The much vaunted ‘China model’ of economic growth has generated an ever-growing body of discourse as China has become the second largest economy. An important component of this model is internet censorship with its implications for china and the rest of the world.

Billionaire tycoon Charles Xue and civil rights activist Wang Gongquang – influential bloggers that boast Weibo followers in the excess of 20 million – were taken into custody by the Chinese Communist Party (CCP) this week on accusations of defamation. This was the direct outcome of a new law, reminiscent of the Mao era, which states: “users that post or re-post rumours that are viewed over 5000 times or receive 500 shares will be charged with defamation and face a penalty of up to 3 years in jail”. On Monday, Xue appeared on state TV – seemingly under duress – confessing to posting ‘irresponsible rumours’ and soliciting prostitution. These developments are not a spontaneous reaction to an event but a part of a greater design to police the internet.

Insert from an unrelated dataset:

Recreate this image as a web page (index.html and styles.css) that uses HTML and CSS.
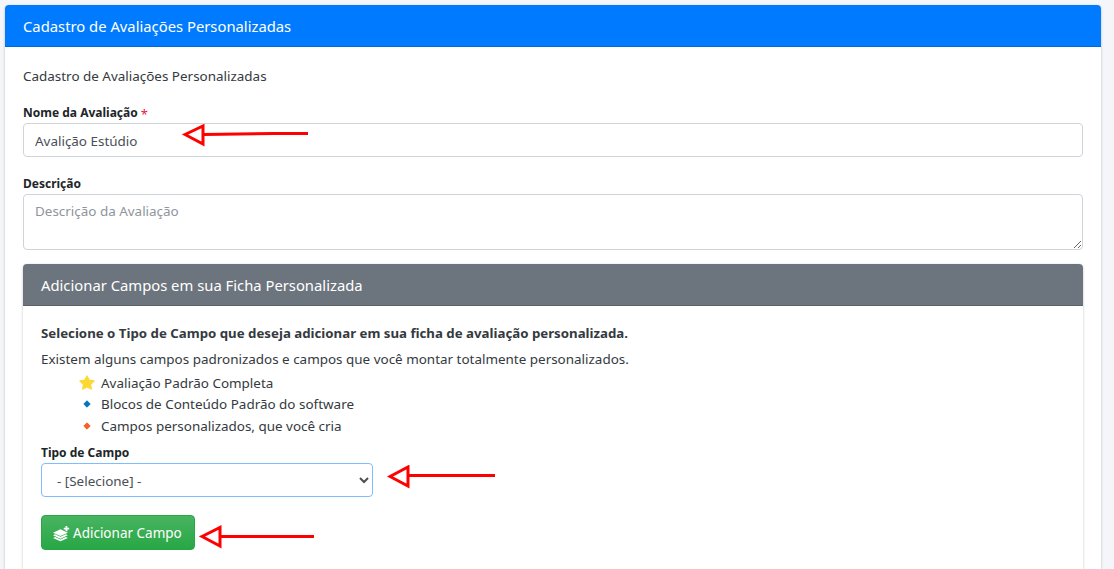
FILE: index.html
```html
<!DOCTYPE html>
<html lang="pt-BR">
<head>
    <meta charset="UTF-8">
    <meta name="viewport" content="width=device-width, initial-scale=1.0">
    <title>Cadastro de Avaliações Personalizadas</title>
    <link rel="stylesheet" href="styles.css">
</head>
<body>
    <div class="card page-card">
        <div class="card-header primary">Cadastro de Avaliações Personalizadas</div>
        <form class="card-body page-body">
            <p class="intro">Cadastro de Avaliações Personalizadas</p>

            <div class="field name-field">
                <label for="nome">Nome da Avaliação <span class="req">*</span></label>
                <input type="text" id="nome" value="Avalição Estúdio">
            </div>

            <div class="field desc-field">
                <label for="descricao">Descrição</label>
                <textarea id="descricao" placeholder="Descrição da Avaliação"></textarea>
            </div>

            <div class="card inner">
                <div class="card-header secondary">Adicionar Campos em sua Ficha Personalizada</div>
                <div class="card-body inner-body">
                    <p class="lead-text">Selecione o Tipo de Campo que deseja adicionar em sua ficha de avaliação personalizada.</p>
                    <p class="sub-text">Existem alguns campos padronizados e campos que você montar totalmente personalizados.</p>
                    <ul class="legend">
                        <li>
                            <svg class="mark" width="16" height="16" viewBox="0 0 16 16"><path d="M8 1l2.200 4.300 4.800.7-3.500 3.300.8 4.700L8 11.800l-4.300 2.200.8-4.700L1 6l4.800-.7z" fill="#fdd835" stroke="#fdd835" stroke-width="1.400" stroke-linejoin="round"/></svg>
                            Avaliação Padrão Completa
                        </li>
                        <li>
                            <svg class="mark" width="16" height="16" viewBox="0 0 16 16"><path d="M8 4.800L11.200 8 8 11.200 4.800 8z" fill="#0277bd" stroke="#0277bd" stroke-linejoin="round"/></svg>
                            Blocos de Conteúdo Padrão do software
                        </li>
                        <li>
                            <svg class="mark" width="16" height="16" viewBox="0 0 16 16"><path d="M8 4.800L11.200 8 8 11.200 4.800 8z" fill="#f4622a" stroke="#f4622a" stroke-linejoin="round"/></svg>
                            Campos personalizados, que você cria
                        </li>
                    </ul>
                    <div class="field type-field">
                        <label for="tipo">Tipo de Campo</label>
                        <select id="tipo">
                            <option>- [Selecione] -</option>
                        </select>
                    </div>
                    <button type="button" class="btn-add">
                        <svg width="17" height="17" viewBox="0 0 16 16" fill="#fff">
                            <path d="M7 4l7 3.200-7 3.200-7-3.200z"/>
                            <path d="M2 8.800l5 2.300 5-2.300 2 .9-7 3.200-7-3.200z"/>
                            <path d="M2 11.300l5 2.300 5-2.300 2 .9-7 3.200-7-3.200z"/>
                            <path d="M11.800 1h1.700v1.600h1.700v1.700h-1.700v1.600h-1.700V4.300h-1.700V2.600h1.700z"/>
                        </svg>
                        Adicionar Campo
                    </button>
                </div>
            </div>
        </form>
    </div>

    <!-- setas vermelhas desenhadas sobre o print -->
    <svg class="arrow arrow-name" width="130" height="26" viewBox="0 0 130 26">
        <path d="M126 9.500H92L22 10.500M3 10.500L21 2V20z" fill="none" stroke="#f00" stroke-width="3"/>
    </svg>
    <svg class="arrow arrow-type" width="112" height="26" viewBox="0 0 112 26">
        <path d="M108 10.500H22M3 11.500L21 2V21z" fill="none" stroke="#f00" stroke-width="3"/>
    </svg>
    <svg class="arrow arrow-btn" width="120" height="26" viewBox="0 0 120 26">
        <path d="M115 11.500H22M3 11.500L21 2.500V21z" fill="none" stroke="#f00" stroke-width="3"/>
    </svg>
</body>
</html>
```

FILE: styles.css
```css
* {
    box-sizing: border-box;
}

html, body {
    height: 569px;
    overflow: hidden;
}

body {
    margin: 0;
    padding: 5px 13px 0 5px;
    position: relative;
    background-color: #f4f6f9;
    color: #343a40;
    font-family: "Noto Sans", "Open Sans", sans-serif;
    font-size: 13.450px;
    line-height: 20px;
}

.card {
    background: #fff;
    border-radius: 4px;
    box-shadow: 0 0 1px rgba(0, 0, 0, .13), 0 1px 3px rgba(0, 0, 0, .2);
}

.page-card {
    display: flex;
    flex-direction: column;
    height: 100%;
    border-radius: 4px 4px 0 0;
}

.card-header {
    height: 42px;
    flex: none;
    padding: 0 18px;
    border-radius: 4px 4px 0 0;
    color: #fff;
    font-size: 14.800px;
    line-height: 43px;
}

.primary {
    background: #007bff;
    border-bottom: 1px solid #0069d9;
}

.secondary {
    background: #6c757d;
    border-bottom: 1px solid #5a6268;
}

.page-body {
    display: flex;
    flex-direction: column;
    flex: 1;
    padding: 18px 18px 0;
}

.inner-body {
    padding: 17px 18px 0;
}

.intro {
    margin: 0 0 16px;
    height: 22px;
    line-height: 22px;
}

.field label {
    display: block;
    height: 20px;
    color: #212529;
    font-weight: 700;
    font-size: 12px;
    line-height: 19px;
}

.req {
    color: #e8174a;
    font-weight: 400;
    font-size: 13px;
    vertical-align: -2px;
}

input, textarea, select {
    display: block;
    width: 100%;
    padding: 6px 11px;
    border: 1px solid #ced4da;
    border-radius: 4px;
    background: #fff;
    color: #495057;
    font: inherit;
}

input {
    height: 34px;
    padding-top: 8px;
}

.desc-field {
    margin-top: 17px;
}

textarea {
    height: 56px;
    padding-top: 5px;
    line-height: 22px;
}

textarea::placeholder {
    color: #8e959c;
}

.inner {
    flex: 1;
    margin-top: 14px;
    border-radius: 4px 4px 0 0;
}

.lead-text {
    margin: 0;
    color: #343a40;
    font-weight: 700;
    font-size: 13.250px;
}

.sub-text {
    margin: 6px 0 0;
}

.legend {
    list-style: none;
    margin: 3px 0 0;
    padding: 0 0 0 38px;
}

.legend li {
    display: flex;
    align-items: center;
    gap: 6px;
    height: 21.500px;
}

.type-field {
    margin-top: 6px;
}

select {
    width: 332px;
    height: 34px;
    padding: 7px 11px;
    border-color: #80bdff;
}

.btn-add {
    display: flex;
    align-items: center;
    gap: 3px;
    width: 154px;
    height: 35px;
    margin-top: 18px;
    padding: 2px 11px 0;
    border: 1px solid #28a745;
    border-radius: 4px;
    background: linear-gradient(#48b461, #28a745);
    color: #fff;
    font: inherit;
    font-size: 13.500px;
}

.arrow {
    position: absolute;
}

.arrow-name {
    left: 182px;
    top: 124px;
}

.arrow-type {
    left: 387px;
    top: 465px;
}

.arrow-btn {
    left: 199px;
    top: 525px;
}
```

The CCP understands the socio-political implications of online media. The famous trio — Facebook, Youtube and Twitter— have been banned in China since 2009. Instead, in a classic display of Chinese pragmatism (and copy cat-ism) they allowed the proliferation of these popular sites— Ren Ren (Facebook) , Youku (Youtube), Sina Weibo (Twitter)—among others. Governments that relied on heavy information control to govern were unable to successfully adapt to an age in which individuals became agents of information and media. China remains the only true exception.

The “Chinese Dream” that president Xi Jinping often waxes about does not include a free internet; instead in China the laws of the physical world will be increasingly used to police the virtual world. By creating legal maneuverability to crackdown on perceived dissidents, the CCP has set a dangerous precedent for internet governance and revealed what the China model really means.  Given the relative absence of independent traditional media, social media means more to the Chinese than outsiders understand, and these new policies will certainly antagonise the people against the party.